Rant of the Week

Rashomon Zimmerman

 

Anyone familiar with my previous comments on the police and murder investigations and wrongful convictions might be a bit surprised at my take on the shooting of Trayvon Martin by George Zimmerman.  Many people seem to have settled into a comfortable consensus that a suspicious Zimmerman chased Martin through a quiet neighborhood on a rainy night, even after the police dispatcher told him not to, and tried to detain him, because Martin was black, and then assaulted him and, when Martin defended himself, shot him to death.  And that is almost indisputably what happened.  Martin is dead, Zimmerman had the gun.  Martin did not go looking for a guy in a pick-up truck.  Zimmerman was looking for burglars.

The part that is hard to figure out is what happened exactly at the moment Zimmerman met Martin.  The first narrative is that Zimmerman tried to detain or stop Martin from returning to the condo where he was staying with his father's fiancé at the time, and when Martin refused to remain with him to wait for the police, Zimmerman tried to physically restrain him and a struggle ensued.  During the struggle, Zimmerman reached for his gun and shot Martin in the chest.  By this account, yes, Zimmerman was shooting in self-defense, in a sense: against a man resisting his attempt to detain him without cause.  Given a richer understanding of all the information we have, that seems like the fairest explanation of why Zimmerman did have signs of injury on his face.  No rational person can believe, in the least, that he simply walked up to Trayvon Martin and shot him.  There was an altercation.

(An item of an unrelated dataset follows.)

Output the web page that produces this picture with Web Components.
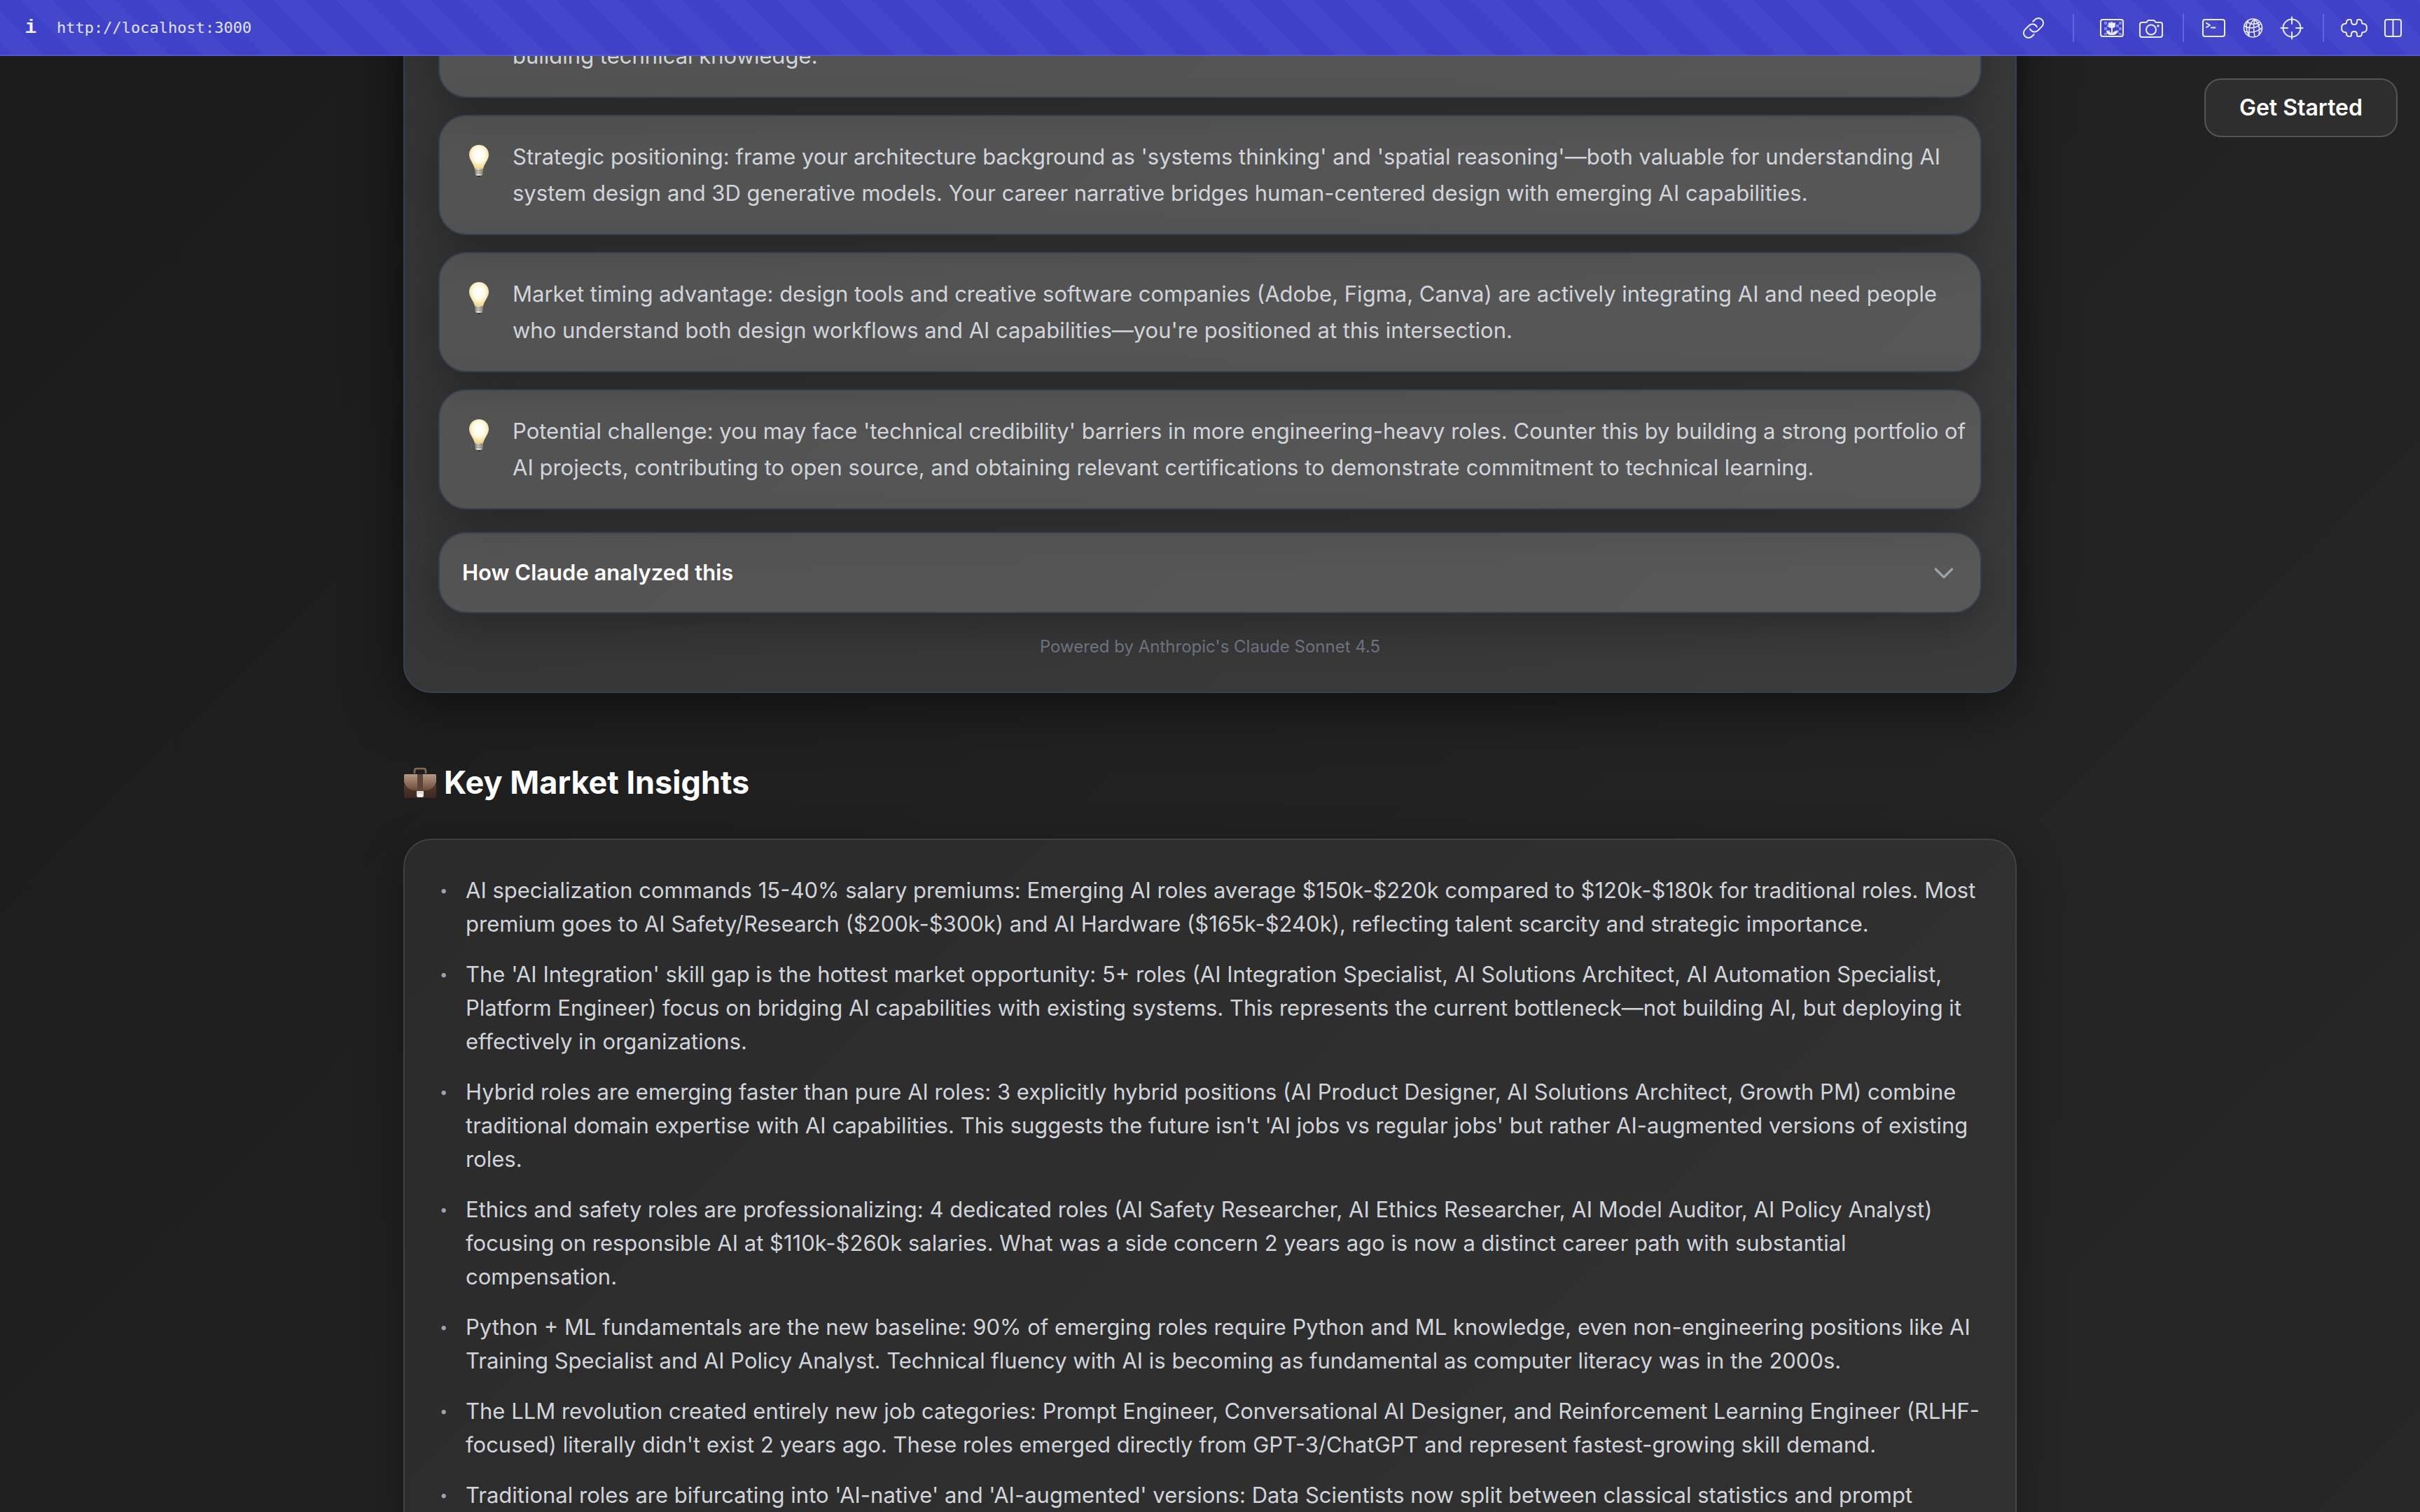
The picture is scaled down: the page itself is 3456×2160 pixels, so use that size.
<!DOCTYPE html>
<html lang="en">
<head>
<meta charset="utf-8">
<title>Career Insights</title>
<style>
  html, body { margin: 0; height: 100%; background: #1c1c1c; }
  body { font-family: Inter, "Liberation Sans", sans-serif; font-size: 31px; color: #d1d5db; overflow: hidden; }
</style>
</head>
<body>
<app-shell>
  <dev-toolbar slot="toolbar"></dev-toolbar>
  <glass-button slot="action">Get Started</glass-button>

  <analysis-panel>
    <tip-card><br>building technical knowledge.</tip-card>
    <tip-card>Strategic positioning: frame your architecture background as 'systems thinking' and 'spatial reasoning'—both valuable for understanding AI<br>system design and 3D generative models. Your career narrative bridges human-centered design with emerging AI capabilities.</tip-card>
    <tip-card>Market timing advantage: design tools and creative software companies (Adobe, Figma, Canva) are actively integrating AI and need people<br>who understand both design workflows and AI capabilities—you're positioned at this intersection.</tip-card>
    <tip-card>Potential challenge: you may face 'technical credibility' barriers in more engineering-heavy roles. Counter this by building a strong portfolio of<br>AI projects, contributing to open source, and obtaining relevant certifications to demonstrate commitment to technical learning.</tip-card>
    <disclosure-row slot="details">How Claude analyzed this</disclosure-row>
    <span slot="credit">Powered by Anthropic's Claude Sonnet 4.5</span>
  </analysis-panel>

  <section-title>Key Market Insights</section-title>

  <insight-list>
    <insight-item>AI specialization commands 15-40% salary premiums: Emerging AI roles average $150k-$220k compared to $120k-$180k for traditional roles. Most<br>premium goes to AI Safety/Research ($200k-$300k) and AI Hardware ($165k-$240k), reflecting talent scarcity and strategic importance.</insight-item>
    <insight-item>The 'AI Integration' skill gap is the hottest market opportunity: 5+ roles (AI Integration Specialist, AI Solutions Architect, AI Automation Specialist,<br>Platform Engineer) focus on bridging AI capabilities with existing systems. This represents the current bottleneck—not building AI, but deploying it<br>effectively in organizations.</insight-item>
    <insight-item>Hybrid roles are emerging faster than pure AI roles: 3 explicitly hybrid positions (AI Product Designer, AI Solutions Architect, Growth PM) combine<br>traditional domain expertise with AI capabilities. This suggests the future isn't 'AI jobs vs regular jobs' but rather AI-augmented versions of existing<br>roles.</insight-item>
    <insight-item>Ethics and safety roles are professionalizing: 4 dedicated roles (AI Safety Researcher, AI Ethics Researcher, AI Model Auditor, AI Policy Analyst)<br>focusing on responsible AI at $110k-$260k salaries. What was a side concern 2 years ago is now a distinct career path with substantial<br>compensation.</insight-item>
    <insight-item>Python + ML fundamentals are the new baseline: 90% of emerging roles require Python and ML knowledge, even non-engineering positions like AI<br>Training Specialist and AI Policy Analyst. Technical fluency with AI is becoming as fundamental as computer literacy was in the 2000s.</insight-item>
    <insight-item>The LLM revolution created entirely new job categories: Prompt Engineer, Conversational AI Designer, and Reinforcement Learning Engineer (RLHF-<br>focused) literally didn't exist 2 years ago. These roles emerged directly from GPT-3/ChatGPT and represent fastest-growing skill demand.</insight-item>
    <insight-item>Traditional roles are bifurcating into 'AI-native' and 'AI-augmented' versions: Data Scientists now split between classical statistics and prompt</insight-item>
  </insight-list>
</app-shell>

<script>
const define = (name, html) => {
  const template = document.createElement('template');
  template.innerHTML = html;
  customElements.define(name, class extends HTMLElement {
    constructor() {
      super();
      this.attachShadow({ mode: 'open' }).append(template.content.cloneNode(true));
    }
  });
};

define('app-shell', `
<style>
  :host { display: flex; flex-direction: column; height: 100vh; }
  .viewport { position: relative; flex: 1; min-height: 0; overflow: hidden; background: linear-gradient(135deg, #1b1b1b, #272727); }
  /* the document is scrolled part-way down */
  main { max-width: 2304px; margin: -162px auto 0; }
  .action { position: absolute; top: 32px; right: 32px; }
</style>
<slot name="toolbar"></slot>
<div class="viewport">
  <main><slot></slot></main>
  <div class="action"><slot name="action"></slot></div>
</div>`);

define('icon-button', `
<style>
  :host { display: block; }
  button { all: unset; display: flex; align-items: center; justify-content: center; width: 40px; height: 40px; color: #ececff; cursor: pointer; }
</style>
<button><slot></slot></button>`);

define('dev-toolbar', `
<style>
  :host {
    display: flex; align-items: center; box-sizing: border-box; height: 80px; padding: 2px 18px 0 32px;
    border-bottom: 2px solid #5355d2; color: #e2e3fc;
    background: linear-gradient(45deg, #3f41c8 25%, #4447cc 25% 50%, #3f41c8 50% 75%, #4447cc 75%) -15px 0 / 90px 90px #3f41c8;
    font: 22px/32px "DejaVu Sans Mono", "Liberation Mono", monospace;
  }
  .info { width: 24px; text-align: center; font-weight: 700; font-size: 28px; color: #f2f2ff; font-family: "Liberation Mono", monospace; }
  .url { margin-left: 25px; flex: 1; color: inherit; text-decoration: none; }
  .group { display: flex; gap: 15px; }
  hr { width: 2px; height: 40px; margin: 0 24px; border: 0; background: #6163e4; }
  hr.wide { margin: 0 36px; }
  svg { display: block; fill: none; stroke: currentColor; stroke-width: 2; stroke-linecap: round; stroke-linejoin: round; }
  svg.fine { stroke-width: 1.6; }
</style>
<span class="info">i</span>
<a class="url" href="http://localhost:3000">http://localhost:3000</a>
<div class="group">
  <icon-button aria-label="Copy link"><svg width="40" height="40"><g transform="rotate(-45 20 20)"><path d="M14 27h-4a7 7 0 0 1 0-14h8a7 7 0 0 1 6.500 9.500M26 13h4a7 7 0 0 1 0 14h-8a7 7 0 0 1-6.500-9.500"/></g></svg></icon-button>
</div>
<hr class="wide">
<div class="group">
  <icon-button aria-label="Image"><svg width="40" height="40"><g fill="#8587e4" stroke="none"><path d="M7 11h4v4H7zM11 15h4v4h-4zM7 19h4v4H7zM11 23h4v4h-4zM7 27h4v3H7zM15 11h3v3h-3zM28 11h4v4h-4zM24 15h4v4h-4zM28 19h4v4h-4zM24 23h4v4h-4zM28 27h4v3h-4z"/></g><rect x="2" y="8" width="32" height="24" rx="3"/><g fill="currentColor" stroke="none"><path d="M13 12l3 1 2-2 2 2 3-1v4c0 3-2 4-4 4V30h-2V20c-2 0-4-1-4-4z"/><path d="M17.500 30c-5 0-7-2-7.500-6 5 0 7 2 7.500 6zM18.500 30c5 0 7-2 7.500-6-5 0-7 2-7.500 6z"/></g></svg></icon-button>
  <icon-button aria-label="Screenshot"><svg width="40" height="40"><path d="M6 12h5.500q1 0 1.500-1l1-1q.7-1 2-1h6q1.300 0 2 1l1 1q.5 1 1.500 1H32q3 0 3 3v15q0 3-3 3H6q-3 0-3-3V15q0-3 3-3z"/><circle cx="19" cy="22.500" r="7"/><circle cx="29" cy="17" r="1.700" fill="currentColor" stroke="none"/></svg></icon-button>
</div>
<hr>
<div class="group">
  <icon-button aria-label="Console"><svg width="40" height="40"><rect x="3" y="8" width="31" height="24" rx="3"/><path d="M8 13l5 3-5 3M15 19.500h5.500"/></svg></icon-button>
  <icon-button aria-label="Network"><svg class="fine" width="40" height="40"><circle cx="19.500" cy="20" r="13"/><path d="M22 8c-7 3-9 11-8 24M22 8c-2 7-2 15 0 24M22 8c6 5 8 12 6 22M12 10c1 5 10 6 16 2M7 17c7 5 18 3 23-3M8 25c7 2 18 1 24-5M12 10c-3 5-3 11 1 20"/></svg></icon-button>
  <icon-button aria-label="Inspect"><svg width="40" height="40"><circle cx="20" cy="20" r="12.500"/><path d="M20 4.500V14M20 26v9.500M4.500 20H14M26 20h9.500"/></svg></icon-button>
</div>
<hr>
<div class="group">
  <icon-button aria-label="Extensions"><svg width="40" height="40"><path d="M8 12q0-4 4-4h1q2 0 2 2v1q0 4 4 4t4-4v-1q0-2 2-2h1q4 0 4 4 0 2 2 2 5 0 5 6t-5 6q-2 0-2 2 0 4-4 4h-1q-2 0-2-2v-1q0-4-4-4t-4 4v1q0 2-2 2h-1q-4 0-4-4 0-2-2-2-5 0-5-6t5-6q2 0 2-2z"/></svg></icon-button>
  <icon-button aria-label="Split view"><svg width="40" height="40"><rect x="8" y="8" width="23" height="24" rx="3"/><path d="M19.500 8v24"/></svg></icon-button>
</div>`);

define('glass-button', `
<style>
  :host { display: block; }
  button { display: block; box-sizing: border-box; height: 84px; padding: 0 48px; border: 2px solid #555; border-radius: 24px; background: #2e2e2e; color: #fff; font: 600 32px/48px Inter, "Liberation Sans", sans-serif; cursor: pointer; }
</style>
<button><slot></slot></button>`);

define('analysis-panel', `
<style>
  :host { display: flex; flex-direction: column; box-sizing: border-box; padding: 48px; border: 2px solid #374151; border-radius: 40px; background: rgba(255,255,255,.11); box-shadow: 0 16px 80px rgba(0,0,0,.55); }
  .tips { display: flex; flex-direction: column; gap: 24px; margin-bottom: 32px; }
  .credit { margin: 32px 0 0; text-align: center; font-size: 24px; line-height: 32px; color: #6b7280; }
</style>
<div class="tips"><slot></slot></div>
<slot name="details"></slot>
<p class="credit"><slot name="credit"></slot></p>`);

define('tip-card', `
<style>
  :host { display: flex; align-items: flex-start; gap: 24px; padding: 32px; border: 2px solid #374151; border-radius: 40px; background: rgba(255,255,255,.15); box-shadow: 0 16px 64px rgba(0,0,0,.3); color: #d1d5db; }
  svg { display: block; flex: none; }
  p { margin: 0; line-height: 52px; white-space: nowrap; }
</style>
<svg width="48" height="56" viewBox="0 0 48 56" aria-hidden="true">
  <defs>
    <radialGradient id="g" cx=".5" cy=".42" r=".6"><stop offset="0" stop-color="#fff"/><stop offset=".5" stop-color="#fffbe8"/><stop offset="1" stop-color="#efd27c"/></radialGradient>
    <linearGradient id="b"><stop offset="0" stop-color="#8f8a80"/><stop offset=".4" stop-color="#e4e0d6"/><stop offset="1" stop-color="#8d887d"/></linearGradient>
  </defs>
  <path d="M24 9c8 0 14 6 14 14 0 7-6 12-8 20H18c-2-8-8-13-8-20 0-8 6-14 14-14z" fill="url(#g)"/>
  <path d="M18 43h12l-1 9q-5 3-10 0z" fill="url(#b)"/>
  <path d="M18.500 46h11M19 49h10" stroke="#77736a" stroke-width="1"/>
  <path d="M21 53h6l-2 2h-2z" fill="#333"/>
</svg>
<p><slot></slot></p>`);

define('disclosure-row', `
<style>
  :host { display: block; }
  button { display: flex; align-items: center; justify-content: space-between; box-sizing: border-box; width: 100%; height: 116px; padding: 0 32px; border: 2px solid #374151; border-radius: 40px; background: rgba(255,255,255,.15); box-shadow: 0 16px 64px rgba(0,0,0,.3); color: #fff; font: 600 31px/48px Inter, "Liberation Sans", sans-serif; cursor: pointer; }
</style>
<button aria-expanded="false"><slot></slot>
  <svg width="40" height="40" viewBox="0 0 24 24" fill="none" stroke="#9ca3af" stroke-width="2" stroke-linecap="round" stroke-linejoin="round" aria-hidden="true"><path d="M19 9l-7 7-7-7"/></svg>
</button>`);

define('section-title', `
<style>
  :host { display: block; margin: 96px 0 48px; }
  h2 { display: flex; align-items: center; gap: 10px; margin: 0; font-size: 45px; line-height: 64px; font-weight: 700; color: #fff; }
  svg { flex: none; }
</style>
<h2>
  <svg width="48" height="48" viewBox="0 0 48 48" aria-hidden="true">
    <defs>
      <linearGradient id="t" x2="0" y2="1"><stop offset="0" stop-color="#b59a84"/><stop offset="1" stop-color="#67483a"/></linearGradient>
      <linearGradient id="u" x2="0" y2="1"><stop offset="0" stop-color="#6a4b3b"/><stop offset="1" stop-color="#3c271f"/></linearGradient>
    </defs>
    <path d="M16 11V7q0-3 3-3h10q3 0 3 3v4" fill="none" stroke="#8b6a55" stroke-width="2.500"/>
    <rect x="1" y="12" width="46" height="34" rx="2" fill="url(#u)"/>
    <path d="M3 12h42q2 0 2 2v10q-3 11-15 12H16Q4 35 1 24V14q0-2 2-2z" fill="url(#t)"/>
    <path d="M1 24q3 11 15 12h16q12-1 15-12" fill="none" stroke="#3d281f" stroke-width="1"/>
    <path d="M20 12h8v24h-8z" fill="#5f4435"/>
    <path d="M19 36h10v7q0 2-2 2h-6q-2 0-2-2z" fill="#dcdcda"/>
    <path d="M21 40h6v4h-6z" fill="#fff"/>
  </svg>
  <slot></slot>
</h2>`);

define('insight-list', `
<style>
  :host { display: flex; flex-direction: column; gap: 24px; padding: 48px; border: 2px solid rgba(255,255,255,.15); border-radius: 40px; background: rgba(255,255,255,.055); background-clip: padding-box; box-shadow: 0 16px 64px rgba(0,0,0,.3); }
</style>
<slot></slot>`);

define('insight-item', `
<style>
  :host { display: flex; color: #d1d5db; line-height: 48px; }
  .dot { flex: none; width: 39px; box-sizing: border-box; padding-left: 2px; color: #9ca3af; font-size: 20px; }
  p { margin: 0; white-space: nowrap; }
</style>
<span class="dot">•</span><p><slot></slot></p>`);
</script>
</body>
</html>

Zimmerman claims that Martin surprised him.  But Zimmerman had left his car to go looking for Martin.  I doubt we'll ever know if Martin, knowing Zimmerman was following him, decided to confront him, or Zimmerman, trying to justify shooting an unarmed man, made it up.  In Zimmerman's parable, Martin says "you got a problem"?  That's good dialogue.  That makes sense, in a way. 

There are photos of Zimmerman's face that show rather convincingly that he did take some abuse during the altercation.  There is some evidence-- fairly strong-- that he called for help before the shooting.  There is very convincing evidence that he followed Trayvon Martin and confronted him.  Zimmerman was not wearing a police uniform because he was not a cop.  He did not appear to have identified himself as a "neighborhood watch" official, as if.  He was just a citizen with a gun in a nation that has insanely stupid laws about guns.  As far as Trayvon Martin was concerned, this was just some prick following him and looking for a fight.  Trayvon Martin is black.  He knows what it's like to be an instant suspect.

Under existing U.S. law and jurisprudence, if Trayvon Martin had had a gun, he could have simply shot and killed Zimmerman for  following him in the dark.  "Stand your ground", man.  In fact, let this be a cautionary tale for all black young men in the U.S.: join the NRA and start packing.  And the first piece of information you want to get out there after you shoot somebody is "I was frightened" and "I am a member of the NRA exercising my sacred God-given right to defend myself".  You'll be fine.

Yes, if the law were applied equally. 

But, in fact, I suspect that if Martin had done so, he would have been arrested and charged with murder immediately, and the motive would have been robbery, and there would have been no long delay while people publicly disputed whether any racism was involved or it Zimmerman were on drugs, and the NRA would have not have stepped up to defend Martin's sacred right to use a gun to defend himself when a strange mixed-race man approaches him in the dark.  Does anyone doubt this?  I'm open minded.  Show a similar case.

This doesn't obscure the fact that Zimmerman is a jerk precisely in the sense that he is a product of a mentality and culture that believes we would all be safe if we all had guns, safer than we would be if nobody had guns.  But he is not a jerk in the sense that he seemed to be looking for someone to kill.  He did something criminally stupid and he should be punished for criminal stupidity, but I haven't seen any evidence to indicate that he acted out of malevolence.